The National Information Processing Institute (OPI PIB) has developed two new statistical models of the Polish language. Both models have ranked top in a classification by Allegro. One of the models was trained on Poland’s largest body of texts.
The two Polish RoBERTa models are statistical representations of natural language created by means of machine learning. Thanks to the use of large data sets, they allow for precise mapping of the syntax and semantics of the Polish language. The models developed and made available by OPI PIB will facilitate the construction of advanced processing tools for Polish which will be used for many purposes, including text classification or detection of emotions conveyed by the text.
The models use the BERT architecture presented by Google last year. The larger one, Polish RoBERTa large, was trained with 130 GB of data, while the smaller one, Polish RoBERTa base, was created with a data set of 20 GB.
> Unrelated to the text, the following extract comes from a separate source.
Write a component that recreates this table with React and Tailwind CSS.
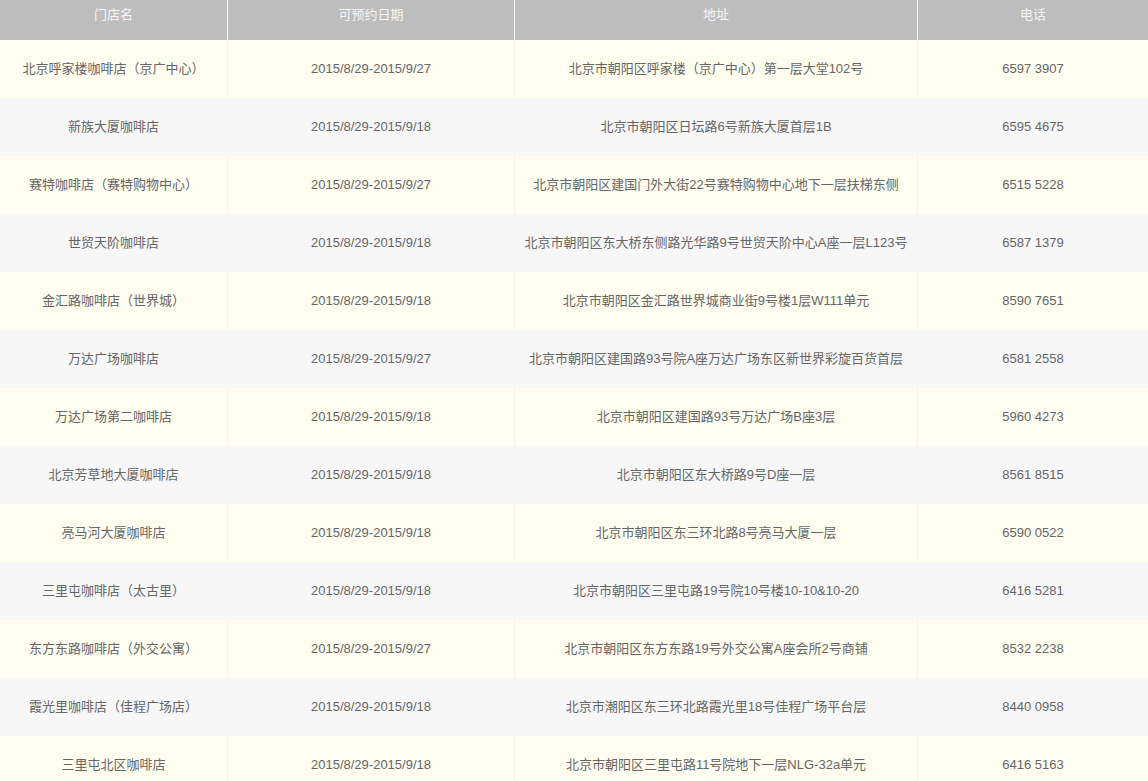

Both models can be applied depending on the user’s needs and technical capacity: the larger one is more precise, but requires more computing power. The smaller one, in turn, is faster but offers less robust results.
The models have been tested with the Comprehensive List for Language Evaluation (the KLEJ benchmark) developed by Allegro. The Benchmark facilitates an evaluation of the model’s performance based on nine tasks, including sentiment analysis and analysis of semantic similarity of texts. At the moment, our two models are ranked first and second in Allegro’s ranking.
“Unidirectional language models attempt to guess what the next word will be in a given text”, explains Sławomir Dadas from the Laboratory of Intelligent Information Systems at OPI PIB. “The BERT architecture, on the other hand, enables the model to learn a language on a slightly different principle: a few words are randomly removed from a sentence, and the model’s task is to learn the best way to fill in the blanks. If the model has access to a large text corpus, it is able to gradually learn more about the semantic relationships between words.”
With its 130 GB-large data corpus (equivalent to over 400,000 books), Polish RoBERTa large is currently the largest model trained in Poland.
Both models were created at OPI PIB’s Intelligent Information Systems Laboratory. In 2018, the Laboratory’s team responsible for the POL-on System of Information on Science and Higher Education was awarded the prestigious EUNIS Elite Award.